Aber wie kann ich bei Schrittketten eigentlich erreichen, dass nach dem Einschalten der SPS oder nach Spannungsaus (z.B. Notschalter drücken) *alle* Zylinder wieder in ihrer GS stehen - gibt es hierfür eine Möglichkeit?

Danke für eure Unterstützung!


----------



## Michael Müller (21 Mai 2010)

mache doch einfach eine Initialisierungsschritt der bei notaus oder neustart durchlaufen wird.

Bei manchen Schrittketten habe ich auch schon mal 
am Schrittanfang alle Funktionen gnadenlos gesetzt bzw.rückgesetzt 
so wie eigentlich der Zustand sein soll wenn ich in den Schritt reinkomme.

Grüße Michael


----------



## anne (21 Mai 2010)

Wie kann ich so etwas machen, Michael?

Dazu müsste ich ja die entsprechenden Schritte setzen, die für die GS der einzelnen Zylinder zuständig sind, oder?

Aber wo baue ich so einen Initialisierungsschritt in die Schrittkette ein?


----------



## Michael Müller (21 Mai 2010)

mache doch einfach:

ob100
set
r m100.0 // Neustart


u E0.0      // Nothalt =0
u M100.0  // Neustart
spb NHLT 

R A0.0          // Zylinder 1 in GS fahren
R A0.1          // zylinder 2 in GS  fahren
usw..

// nicht vergessen Schrittmerker zurücksetzen 
r M10.0          //Schritt 1
r M10.1          //Schritt 2
usw..

S m100.0       // Neustart fertig
NHLT  : nop 0 // Ziel

Grüße 
Michael


----------



## anne (21 Mai 2010)

Michael Müller schrieb:


> mache doch einfach:
> 
> ob100
> set
> ...


 

Sorry für die vielen dummen Fragen, aber irgendwie ist mir die Programmierung (oder was sie bewerkstelligen soll) nicht klar...

Könnte das bitte jemand etwas ausdeutschen - sozusagen für Dummies?


----------



## Michael Müller (22 Mai 2010)

ob100
set
r m100.0 // Neustart

Also der OB100 ist ja der Anlauf-OB und somit wird  beim Anlauf der SPS der Merker M100.0 auf 0 gesetzt - nur *wofür *das? 
Könnte sein das der Merker remanent ist!
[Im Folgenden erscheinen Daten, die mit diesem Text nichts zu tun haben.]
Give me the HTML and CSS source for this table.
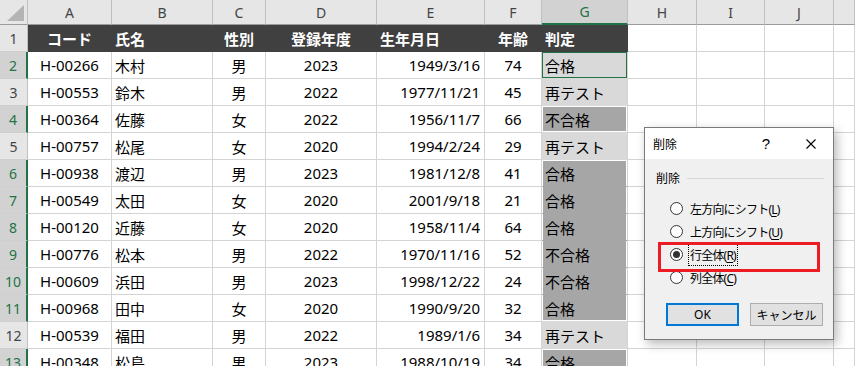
FILE: index.html
```html
<!DOCTYPE html>
<html lang="ja">
<head>
<meta charset="utf-8">
<link rel="stylesheet" href="styles.css">
</head>
<body>
<div class="sheet">
  <div class="row colhead">
    <div class="corner"><span class="tri"></span></div>
    <div>A</div><div>B</div><div>C</div><div>D</div><div>E</div><div>F</div>
    <div class="sel">G</div><div>H</div><div>I</div><div>J</div><div></div>
  </div>
  <div class="row">
    <div class="rh">1</div>
    <div class="hd ct">コード</div><div class="hd lt">氏名</div><div class="hd ct">性別</div>
    <div class="hd ct">登録年度</div><div class="hd lt">生年月日</div><div class="hd ct">年齢</div>
    <div class="hd lt">判定</div><div></div><div></div><div></div><div></div>
  </div>
  <div class="row">
    <div class="rh sel">2</div>
    <div class="ct">H-00266</div><div class="lt">木村</div><div class="ct">男</div><div class="ct">2023</div>
    <div class="rt">1949/3/16</div><div class="ct">74</div><div class="lt g active">合格</div>
    <div></div><div></div><div></div><div></div>
  </div>
  <div class="row">
    <div class="rh">3</div>
    <div class="ct">H-00553</div><div class="lt">鈴木</div><div class="ct">男</div><div class="ct">2022</div>
    <div class="rt">1977/11/21</div><div class="ct">45</div><div class="lt g">再テスト</div>
    <div></div><div></div><div></div><div></div>
  </div>
  <div class="row">
    <div class="rh sel">4</div>
    <div class="ct">H-00364</div><div class="lt">佐藤</div><div class="ct">女</div><div class="ct">2022</div>
    <div class="rt">1956/11/7</div><div class="ct">66</div><div class="lt gs single">不合格</div>
    <div></div><div></div><div></div><div></div>
  </div>
  <div class="row">
    <div class="rh">5</div>
    <div class="ct">H-00757</div><div class="lt">松尾</div><div class="ct">女</div><div class="ct">2020</div>
    <div class="rt">1994/2/24</div><div class="ct">29</div><div class="lt g">再テスト</div>
    <div></div><div></div><div></div><div></div>
  </div>
  <div class="row">
    <div class="rh sel">6</div>
    <div class="ct">H-00938</div><div class="lt">渡辺</div><div class="ct">男</div><div class="ct">2023</div>
    <div class="rt">1981/12/8</div><div class="ct">41</div><div class="lt gs top">合格</div>
    <div></div><div></div><div></div><div></div>
  </div>
  <div class="row">
    <div class="rh sel">7</div>
    <div class="ct">H-00549</div><div class="lt">太田</div><div class="ct">女</div><div class="ct">2020</div>
    <div class="rt">2001/9/18</div><div class="ct">21</div><div class="lt gs mid">合格</div>
    <div></div><div></div><div></div><div></div>
  </div>
  <div class="row">
    <div class="rh sel">8</div>
    <div class="ct">H-00120</div><div class="lt">近藤</div><div class="ct">女</div><div class="ct">2020</div>
    <div class="rt">1958/11/4</div><div class="ct">64</div><div class="lt gs mid">合格</div>
    <div></div><div></div><div></div><div></div>
  </div>
  <div class="row">
    <div class="rh sel">9</div>
    <div class="ct">H-00776</div><div class="lt">松本</div><div class="ct">男</div><div class="ct">2022</div>
    <div class="rt">1970/11/16</div><div class="ct">52</div><div class="lt gs mid">不合格</div>
    <div></div><div></div><div></div><div></div>
  </div>
  <div class="row">
    <div class="rh sel">10</div>
    <div class="ct">H-00609</div><div class="lt">浜田</div><div class="ct">男</div><div class="ct">2023</div>
    <div class="rt">1998/12/22</div><div class="ct">24</div><div class="lt gs mid">不合格</div>
    <div></div><div></div><div></div><div></div>
  </div>
  <div class="row">
    <div class="rh sel">11</div>
    <div class="ct">H-00968</div><div class="lt">田中</div><div class="ct">女</div><div class="ct">2020</div>
    <div class="rt">1990/9/20</div><div class="ct">32</div><div class="lt gs bot">合格</div>
    <div></div><div></div><div></div><div></div>
  </div>
  <div class="row">
    <div class="rh">12</div>
    <div class="ct">H-00539</div><div class="lt">福田</div><div class="ct">男</div><div class="ct">2022</div>
    <div class="rt">1989/1/6</div><div class="ct">34</div><div class="lt g">再テスト</div>
    <div></div><div></div><div></div><div></div>
  </div>
  <div class="row">
    <div class="rh sel">13</div>
    <div class="ct">H-00348</div><div class="lt">松島</div><div class="ct">男</div><div class="ct">2023</div>
    <div class="rt">1988/10/19</div><div class="ct">34</div><div class="lt gs single">合格</div>
    <div></div><div></div><div></div><div></div>
  </div>
</div>

<div class="dlg">
  <div class="dlg-title">
    <span class="ttl">削除</span>
    <span class="q">?</span>
    <svg class="x" width="10" height="10" viewBox="0 0 10 10"><path d="M0.5 0.5 L9.5 9.5 M9.5 0.5 L0.5 9.5" stroke="#000" stroke-width="1.1" fill="none"/></svg>
  </div>
  <div class="dlg-body">
    <div class="grp"><span>削除</span><span class="gline"></span></div>
    <div class="opts">
      <div class="opt"><span class="radio"></span><span class="lbl">左方向にシフト(<u>L</u>)</span></div>
      <div class="opt"><span class="radio"></span><span class="lbl">上方向にシフト(<u>U</u>)</span></div>
      <div class="opt"><span class="radio on"></span><span class="lbl focus">行全体(<u>R</u>)</span></div>
      <div class="opt"><span class="radio"></span><span class="lbl">列全体(<u>C</u>)</span></div>
    </div>
    <div class="btns">
      <div class="btn ok">OK</div>
      <div class="btn">キャンセル</div>
    </div>
  </div>
  <div class="mark"></div>
</div>
</body>
</html>
```

FILE: styles.css
```css
html, body {
  margin: 0;
  height: 100%;
  overflow: hidden;
  background: #fff;
}
body {
  font-family: "Noto Sans", "Noto Sans CJK JP", sans-serif;
  position: relative;
  color: #000;
}
.row {
  display: grid;
  grid-template-columns: 28px 84px 101px 53px 111px 108px 57px 86px 69px 68px 69px 1fr;
  height: 27px;
}
.row > div {
  box-sizing: border-box;
  border-right: 1px solid #d4d4d4;
  border-bottom: 1px solid #d4d4d4;
  display: flex;
  align-items: center;
  font-size: 15px;
  white-space: nowrap;
  overflow: hidden;
}
.colhead { height: 25px; }
.colhead > div {
  background: #e6e6e6;
  border-right-color: #c0c0c0;
  border-bottom-color: #9b9b9b;
  justify-content: center;
  font-size: 14px;
  color: #444;
}
.colhead > div.sel {
  background: #d2d2d2;
  color: #217346;
  border-bottom: 2px solid #217346;
}
.corner { position: relative; }
.tri {
  position: absolute;
  right: 3px;
  bottom: 3px;
  width: 0;
  height: 0;
  border-left: 17px solid transparent;
  border-bottom: 16px solid #b4b4b4;
}
.row > .rh {
  background: #e6e6e6;
  justify-content: center;
  color: #444;
  font-size: 14px;
  border-right-color: #c0c0c0;
  border-bottom-color: #cfcfcf;
}
.row > .rh.sel {
  background: #d2d2d2;
  color: #217346;
  border-right: 2px solid #217346;
}
.ct { justify-content: center; }
.lt { justify-content: flex-start; padding-left: 3px; }
.rt { justify-content: flex-end; padding-right: 4px; }
.row > .hd {
  background: #404040;
  color: #fff;
  font-weight: bold;
  border-color: #404040;
}
.row > .g {
  background: #d9d9d9;
  border-bottom-color: #d9d9d9;
}
.row > .g.active {
  box-shadow: inset 0 0 0 1px #217346;
}
.row > .gs {
  background: #a6a6a6;
  border-bottom-color: #a6a6a6;
}
.row > .gs.single {
  box-shadow: inset 0 0 0 1px #fff;
  border-bottom-color: #d9d9d9;
}
.row > .gs.top {
  box-shadow: inset 1px 0 #fff, inset -1px 0 #fff, inset 0 1px #fff;
}
.row > .gs.mid {
  box-shadow: inset 1px 0 #fff, inset -1px 0 #fff;
}
.row > .gs.bot {
  box-shadow: inset 1px 0 #fff, inset -1px 0 #fff, inset 0 -1px #fff;
  border-bottom-color: #d9d9d9;
}

/* dialog */
.dlg {
  position: absolute;
  left: 644px;
  top: 127px;
  width: 190px;
  height: 213px;
  box-sizing: border-box;
  border: 1px solid #7a7a7a;
  background: #f0f0f0;
  box-shadow: 3px 4px 10px rgba(0,0,0,0.28);
  font-size: 12px;
  display: flex;
  flex-direction: column;
}
.dlg-title {
  background: #fff;
  height: 31px;
  display: flex;
  align-items: center;
  padding: 0 17px 0 8px;
}
.ttl { flex: 1; }
.q {
  font-family: "Liberation Sans", sans-serif;
  font-size: 15px;
  margin-right: 36px;
}
.dlg-body {
  padding: 11px 9px 0 11px;
  display: flex;
  flex-direction: column;
}
.grp {
  display: flex;
  align-items: center;
  height: 16px;
  gap: 7px;
}
.gline {
  flex: 1;
  height: 1px;
  background: #d6d6d6;
}
.opts {
  margin-top: 11px;
  padding-left: 14px;
}
.opt {
  height: 23px;
  display: flex;
  align-items: center;
}
.radio {
  width: 13px;
  height: 13px;
  box-sizing: border-box;
  border: 1px solid #333;
  border-radius: 50%;
  background: #fff;
  margin-right: 7px;
  position: relative;
  flex: none;
}
.radio.on::after {
  content: "";
  position: absolute;
  left: 2px;
  top: 2px;
  width: 7px;
  height: 7px;
  border-radius: 50%;
  background: #333;
}
.lbl { letter-spacing: -0.8px; }
.lbl u { text-underline-offset: 2px; }
.focus {
  outline: 1px dotted #000;
  outline-offset: 1px;
}
.btns {
  margin-top: 14px;
  display: flex;
  gap: 11px;
  padding-left: 10px;
}
.btn {
  width: 73px;
  height: 23px;
  box-sizing: border-box;
  border: 1px solid #adadad;
  background: #e1e1e1;
  display: flex;
  align-items: center;
  justify-content: center;
}
.btn.ok {
  border: 2px solid #0078d7;
}
.mark {
  position: absolute;
  left: 13px;
  top: 114px;
  width: 162px;
  height: 30px;
  box-sizing: border-box;
  border: 3px solid #ed1c24;
}
```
Einstellung in der CPU.


u E0.0 // Nothalt =0
u M100.0 // Neustart
spb NHLT 

Soll E0.0 der *NotAus-Schalter* sein? Ja
Da M100.0 zurückgesetzt wurde, kann ja nicht zu der  Sprungmarke NHLT gesprungen werden... sondern es geht weiter mit dem  Rücksetzen der einzelnen Ausgänge? Richtig - der wird aber nach einmaligen Durchlauf gesetzt. Es wird nun solange durchlaufen bis der E0.0 auf 1 geht. Also Nothalt beendet.

R A0.0 // Zylinder 1 in GS fahren
R A0.1 // zylinder 2 in GS fahren
usw..

// nicht vergessen Schrittmerker zurücksetzen 
r M10.0 //Schritt 1
r M10.1 //Schritt 2
usw..

Genügt es hier nicht *nur* die Schrittmerker  zurückzusetzen, die die entsprechenden Ausgänge der Zylinder in GS  fahren? 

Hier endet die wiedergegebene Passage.